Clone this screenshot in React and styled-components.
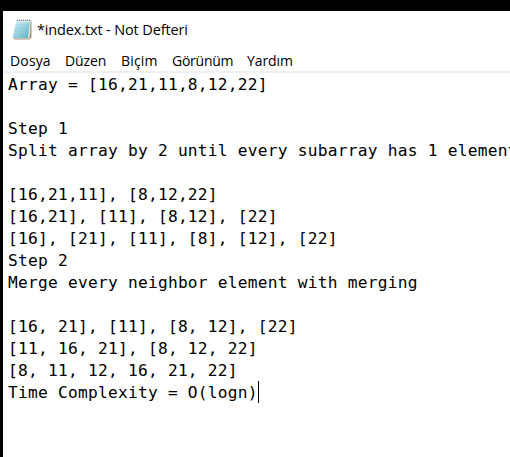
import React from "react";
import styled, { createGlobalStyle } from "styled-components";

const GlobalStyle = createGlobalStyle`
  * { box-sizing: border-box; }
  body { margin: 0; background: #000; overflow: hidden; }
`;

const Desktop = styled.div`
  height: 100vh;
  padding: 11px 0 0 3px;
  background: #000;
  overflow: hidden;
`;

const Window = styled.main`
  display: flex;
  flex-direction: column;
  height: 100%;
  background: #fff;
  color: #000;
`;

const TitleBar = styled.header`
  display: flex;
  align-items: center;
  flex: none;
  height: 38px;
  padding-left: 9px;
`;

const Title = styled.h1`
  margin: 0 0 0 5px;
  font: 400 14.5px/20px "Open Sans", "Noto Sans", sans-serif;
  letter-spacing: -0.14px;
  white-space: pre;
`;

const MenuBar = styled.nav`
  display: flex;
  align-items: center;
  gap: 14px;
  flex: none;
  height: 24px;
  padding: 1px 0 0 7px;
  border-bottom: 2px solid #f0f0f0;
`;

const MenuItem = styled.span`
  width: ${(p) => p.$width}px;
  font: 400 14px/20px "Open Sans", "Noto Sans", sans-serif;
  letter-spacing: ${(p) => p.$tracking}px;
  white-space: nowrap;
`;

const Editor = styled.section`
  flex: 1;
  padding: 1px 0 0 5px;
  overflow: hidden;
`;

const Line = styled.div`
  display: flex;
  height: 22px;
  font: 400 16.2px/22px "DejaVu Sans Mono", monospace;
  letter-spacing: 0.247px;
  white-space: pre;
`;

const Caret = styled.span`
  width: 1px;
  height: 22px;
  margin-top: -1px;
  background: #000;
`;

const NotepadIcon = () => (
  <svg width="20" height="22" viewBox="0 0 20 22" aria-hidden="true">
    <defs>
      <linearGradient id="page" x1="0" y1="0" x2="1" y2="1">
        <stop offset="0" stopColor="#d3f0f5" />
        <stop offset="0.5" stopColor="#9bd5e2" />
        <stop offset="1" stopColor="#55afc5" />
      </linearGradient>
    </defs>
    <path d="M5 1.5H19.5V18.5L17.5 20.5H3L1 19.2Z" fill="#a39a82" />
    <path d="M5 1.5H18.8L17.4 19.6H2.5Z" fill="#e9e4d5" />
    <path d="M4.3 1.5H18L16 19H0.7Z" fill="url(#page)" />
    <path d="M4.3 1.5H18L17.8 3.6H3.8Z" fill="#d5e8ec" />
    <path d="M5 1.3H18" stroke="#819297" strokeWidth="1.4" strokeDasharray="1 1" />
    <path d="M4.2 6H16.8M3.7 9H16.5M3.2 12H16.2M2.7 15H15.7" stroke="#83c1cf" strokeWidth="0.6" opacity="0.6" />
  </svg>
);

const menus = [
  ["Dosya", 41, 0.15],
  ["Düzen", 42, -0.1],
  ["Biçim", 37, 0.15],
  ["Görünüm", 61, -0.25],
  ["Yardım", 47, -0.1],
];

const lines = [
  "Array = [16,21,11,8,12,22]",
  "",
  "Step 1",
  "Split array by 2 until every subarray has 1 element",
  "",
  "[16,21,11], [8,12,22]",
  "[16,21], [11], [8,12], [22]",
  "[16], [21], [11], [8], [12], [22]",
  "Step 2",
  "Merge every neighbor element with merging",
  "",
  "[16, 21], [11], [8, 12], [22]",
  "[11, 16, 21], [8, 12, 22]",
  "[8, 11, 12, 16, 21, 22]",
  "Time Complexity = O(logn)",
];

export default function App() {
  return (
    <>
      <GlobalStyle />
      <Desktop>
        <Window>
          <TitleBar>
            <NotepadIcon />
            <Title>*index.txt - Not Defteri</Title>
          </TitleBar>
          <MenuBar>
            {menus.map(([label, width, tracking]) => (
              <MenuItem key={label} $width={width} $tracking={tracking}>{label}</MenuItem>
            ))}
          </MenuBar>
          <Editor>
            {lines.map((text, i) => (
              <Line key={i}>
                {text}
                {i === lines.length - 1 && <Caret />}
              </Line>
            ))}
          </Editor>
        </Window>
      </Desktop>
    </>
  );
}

DO THIS:
Your task is an exact transcription of all the data, minus the pictures.

IN RESPONSE:
Clone this screenshot in React and styled-components.
import React from "react";
import styled, { createGlobalStyle } from "styled-components";

const GlobalStyle = createGlobalStyle`
  * { box-sizing: border-box; }
  body { margin: 0; background: #000; overflow: hidden; }
`;

const Desktop = styled.div`
  height: 100vh;
  padding: 11px 0 0 3px;
  background: #000;
  overflow: hidden;
`;

const Window = styled.main`
  display: flex;
  flex-direction: column;
  height: 100%;
  background: #fff;
  color: #000;
`;

const TitleBar = styled.header`
  display: flex;
  align-items: center;
  flex: none;
  height: 38px;
  padding-left: 9px;
`;

const Title = styled.h1`
  margin: 0 0 0 5px;
  font: 400 14.5px/20px "Open Sans", "Noto Sans", sans-serif;
  letter-spacing: -0.14px;
  white-space: pre;
`;

const MenuBar = styled.nav`
  display: flex;
  align-items: center;
  gap: 14px;
  flex: none;
  height: 24px;
  padding: 1px 0 0 7px;
  border-bottom: 2px solid #f0f0f0;
`;

const MenuItem = styled.span`
  width: ${(p) => p.$width}px;
  font: 400 14px/20px "Open Sans", "Noto Sans", sans-serif;
  letter-spacing: ${(p) => p.$tracking}px;
  white-space: nowrap;
`;

const Editor = styled.section`
  flex: 1;
  padding: 1px 0 0 5px;
  overflow: hidden;
`;

const Line = styled.div`
  display: flex;
  height: 22px;
  font: 400 16.2px/22px "DejaVu Sans Mono", monospace;
  letter-spacing: 0.247px;
  white-space: pre;
`;

const Caret = styled.span`
  width: 1px;
  height: 22px;
  margin-top: -1px;
  background: #000;
`;

const NotepadIcon = () => (
  <svg width="20" height="22" viewBox="0 0 20 22" aria-hidden="true">
    <defs>
      <linearGradient id="page" x1="0" y1="0" x2="1" y2="1">
        <stop offset="0" stopColor="#d3f0f5" />
        <stop offset="0.5" stopColor="#9bd5e2" />
        <stop offset="1" stopColor="#55afc5" />
      </linearGradient>
    </defs>
    <path d="M5 1.5H19.5V18.5L17.5 20.5H3L1 19.2Z" fill="#a39a82" />
    <path d="M5 1.5H18.8L17.4 19.6H2.5Z" fill="#e9e4d5" />
    <path d="M4.3 1.5H18L16 19H0.7Z" fill="url(#page)" />
    <path d="M4.3 1.5H18L17.8 3.6H3.8Z" fill="#d5e8ec" />
    <path d="M5 1.3H18" stroke="#819297" strokeWidth="1.4" strokeDasharray="1 1" />
    <path d="M4.2 6H16.8M3.7 9H16.5M3.2 12H16.2M2.7 15H15.7" stroke="#83c1cf" strokeWidth="0.6" opacity="0.6" />
  </svg>
);

const menus = [
  ["Dosya", 41, 0.15],
  ["Düzen", 42, -0.1],
  ["Biçim", 37, 0.15],
  ["Görünüm", 61, -0.25],
  ["Yardım", 47, -0.1],
];

const lines = [
  "Array = [16,21,11,8,12,22]",
  "",
  "Step 1",
  "Split array by 2 until every subarray has 1 element",
  "",
  "[16,21,11], [8,12,22]",
  "[16,21], [11], [8,12], [22]",
  "[16], [21], [11], [8], [12], [22]",
  "Step 2",
  "Merge every neighbor element with merging",
  "",
  "[16, 21], [11], [8, 12], [22]",
  "[11, 16, 21], [8, 12, 22]",
  "[8, 11, 12, 16, 21, 22]",
  "Time Complexity = O(logn)",
];

export default function App() {
  return (
    <>
      <GlobalStyle />
      <Desktop>
        <Window>
          <TitleBar>
            <NotepadIcon />
            <Title>*index.txt - Not Defteri</Title>
          </TitleBar>
          <MenuBar>
            {menus.map(([label, width, tracking]) => (
              <MenuItem key={label} $width={width} $tracking={tracking}>{label}</MenuItem>
            ))}
          </MenuBar>
          <Editor>
            {lines.map((text, i) => (
              <Line key={i}>
                {text}
                {i === lines.length - 1 && <Caret />}
              </Line>
            ))}
          </Editor>
        </Window>
      </Desktop>
    </>
  );
}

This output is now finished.